This is a great time to be a young bridge player. When I took up the game in my twenties, it was decidedly uncool. It was poker’s fuddy-duddy older cousin. But, these days, tournaments are packed with glamorous youngsters having the time of their lives —none more so than the junior squads travelling the world representing their countries.
This transformation is largely due to a concerted push by the international bridge community to encourage young talent. No organisation has been more energetic than our own English Bridge Union. And things are looking even brighter now that Claire Robinson has been appointed the new junior liaison officer. One of her first initiatives was a ‘Play with the Experts’ online pairs tournament for our youngest squad, the under-16s.
I was lucky enough to be asked to play, and I partnered the talented 14-year-old Phedra Kingston. It was not just great fun, but also inspiring to see so many enthusiastic young players. The event was won by David Burn and 12-year-old Harriet Cork, who found a thoughtful defence on this board (see diagram).
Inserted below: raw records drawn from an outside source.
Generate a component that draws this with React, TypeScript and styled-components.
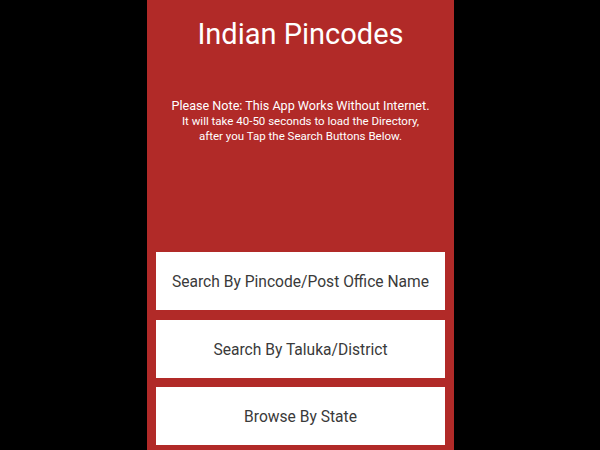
import * as React from 'react';
import styled, { createGlobalStyle } from 'styled-components';

const GlobalStyle = createGlobalStyle`
  html, body {
    margin: 0;
    padding: 0;
    background: #000;
  }
  body {
    font-family: Roboto, "Liberation Sans", sans-serif;
  }
`;

const Stage = styled.div`
  width: 600px;
  height: 450px;
  background: #000;
  display: flex;
  justify-content: center;
  overflow: hidden;
`;

const Screen = styled.div`
  width: 307px;
  height: 450px;
  margin-left: 1px;
  background: #b12a28;
  display: flex;
  flex-direction: column;
  align-items: center;
  color: #fff;
`;

const Title = styled.h1`
  margin: 17px 0 0;
  font-size: 29px;
  font-weight: 400;
  line-height: normal;
  text-align: center;
`;

const Note = styled.div`
  margin-top: 46px;
  text-align: center;
`;

const NoteHead = styled.div`
  font-size: 12.6px;
  line-height: 17px;
`;

const NoteBody = styled.div`
  font-size: 11.5px;
  line-height: 15px;
`;

const Buttons = styled.div`
  margin-top: auto;
  width: 100%;
  box-sizing: border-box;
  padding: 0 9px 5px;
  display: flex;
  flex-direction: column;
  gap: 9.5px;
`;

const MenuButton = styled.button`
  height: 58px;
  width: 100%;
  border: none;
  background: #fff;
  color: #3a3a3a;
  font-family: Roboto, "Liberation Sans", sans-serif;
  font-size: 15.6px;
  padding: 0;
  padding-top: 2px;
  cursor: pointer;
`;

const items = [
  'Search By Pincode/Post Office Name',
  'Search By Taluka/District',
  'Browse By State',
];

export default function App() {
  return (
    <Stage>
      <GlobalStyle />
      <Screen>
        <Title>Indian Pincodes</Title>
        <Note>
          <NoteHead>Please Note: This App Works Without Internet.</NoteHead>
          <NoteBody>
            It will take 40-50 seconds to load the Directory,
            <br />
            after you Tap the Search Buttons Below.
          </NoteBody>
        </Note>
        <Buttons>
          {items.map((label) => (
            <MenuButton key={label}>{label}</MenuButton>
          ))}
        </Buttons>
      </Screen>
    </Stage>
  );
}
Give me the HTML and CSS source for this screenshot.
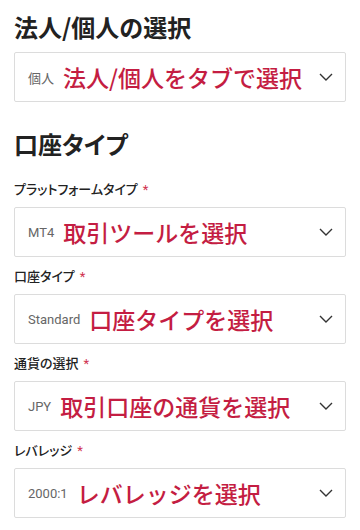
FILE: index.html
```html
<!DOCTYPE html>
<html lang="ja">
<head>
<meta charset="utf-8">
<link rel="stylesheet" href="styles.css">
</head>
<body>
<main class="page">
  <h2 class="heading">法人/個人の選択</h2>
  <div class="select select--first">
    <span class="value value--cjk">個人</span>
    <span class="note">法人/個人をタブで選択</span>
    <svg class="chev" viewBox="0 0 14 8" width="14" height="8"><path d="M1 1 L7 7 L13 1" fill="none" stroke="#333" stroke-width="1.4"/></svg>
  </div>

  <h2 class="heading heading--second">口座タイプ</h2>

  <div class="field">
    <div class="label">プラットフォームタイプ<span class="req">*</span></div>
    <div class="select">
      <span class="value">MT4</span>
      <span class="note">取引ツールを選択</span>
      <svg class="chev" viewBox="0 0 14 8" width="14" height="8"><path d="M1 1 L7 7 L13 1" fill="none" stroke="#333" stroke-width="1.4"/></svg>
    </div>
  </div>

  <div class="field">
    <div class="label">口座タイプ<span class="req">*</span></div>
    <div class="select">
      <span class="value">Standard</span>
      <span class="note">口座タイプを選択</span>
      <svg class="chev" viewBox="0 0 14 8" width="14" height="8"><path d="M1 1 L7 7 L13 1" fill="none" stroke="#333" stroke-width="1.4"/></svg>
    </div>
  </div>

  <div class="field">
    <div class="label">通貨の選択<span class="req">*</span></div>
    <div class="select">
      <span class="value">JPY</span>
      <span class="note">取引口座の通貨を選択</span>
      <svg class="chev" viewBox="0 0 14 8" width="14" height="8"><path d="M1 1 L7 7 L13 1" fill="none" stroke="#333" stroke-width="1.4"/></svg>
    </div>
  </div>

  <div class="field">
    <div class="label">レバレッジ<span class="req">*</span></div>
    <div class="select">
      <span class="value">2000:1</span>
      <span class="note">レバレッジを選択</span>
      <svg class="chev" viewBox="0 0 14 8" width="14" height="8"><path d="M1 1 L7 7 L13 1" fill="none" stroke="#333" stroke-width="1.4"/></svg>
    </div>
  </div>
</main>
</body>
</html>
```

FILE: styles.css
```css
html, body {
  margin: 0;
  padding: 0;
  background: #ffffff;
}

body {
  font-family: Roboto, "Noto Sans CJK JP", sans-serif;
  color: #333;
}

.page {
  padding: 11px 14px 0 14px;
}

.heading {
  margin: 0;
  font-family: "Noto Sans CJK JP", sans-serif;
  font-size: 24px;
  font-weight: 700;
  line-height: 32px;
  color: #222;
}

.heading--second {
  margin-top: 26px;
  margin-bottom: 19px;
  font-feature-settings: "palt";
}

.select {
  box-sizing: border-box;
  height: 50px;
  border: 1px solid #dcdcdc;
  border-radius: 2px;
  display: flex;
  align-items: center;
  padding: 0 12px 0 13px;
  background: #fff;
}

.select--first {
  margin-top: 9px;
}

.value {
  font-family: Roboto, "Noto Sans CJK JP", sans-serif;
  font-size: 13px;
  color: #666;
  margin-right: 9px;
}

.value--cjk {
  font-family: "Noto Sans CJK JP", sans-serif;
  font-size: 13px;
}

.note {
  font-family: "Noto Sans CJK JP", sans-serif;
  font-size: 23px;
  font-weight: 500;
  color: #c41d42;
  line-height: 1;
  flex: 1;
  white-space: nowrap;
}

.chev {
  flex: none;
  display: block;
}

.field {
  margin-bottom: 9px;
}

.label {
  font-family: "Noto Sans CJK JP", sans-serif;
  font-feature-settings: "palt";
  font-size: 13px;
  font-weight: 500;
  line-height: 20px;
  color: #222;
  margin-bottom: 7px;
}

.req {
  color: #d0324f;
  margin-left: 5px;
  font-family: Roboto, sans-serif;
  font-weight: 400;
}
```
Harriet (South) led the ♣7. North (Burn) won the ♣Q, cashed the ♣A, then played the ♣5 (suit preference for spades). Harriet ruffed. What now? If she played a spade, how could she ensure her partner would not try to cash a second, but would instead return another club to promote her ♥J? Her solution was to play her fourth highest rather than an unthinking ♠10. Declarer (Michael Byrne) put up dummy’s ♠K hoping to entice a spade continuation, but Burn won and shot back a club. Byrne ruffed high, and Harriet’s ♥J became another trick — down 2.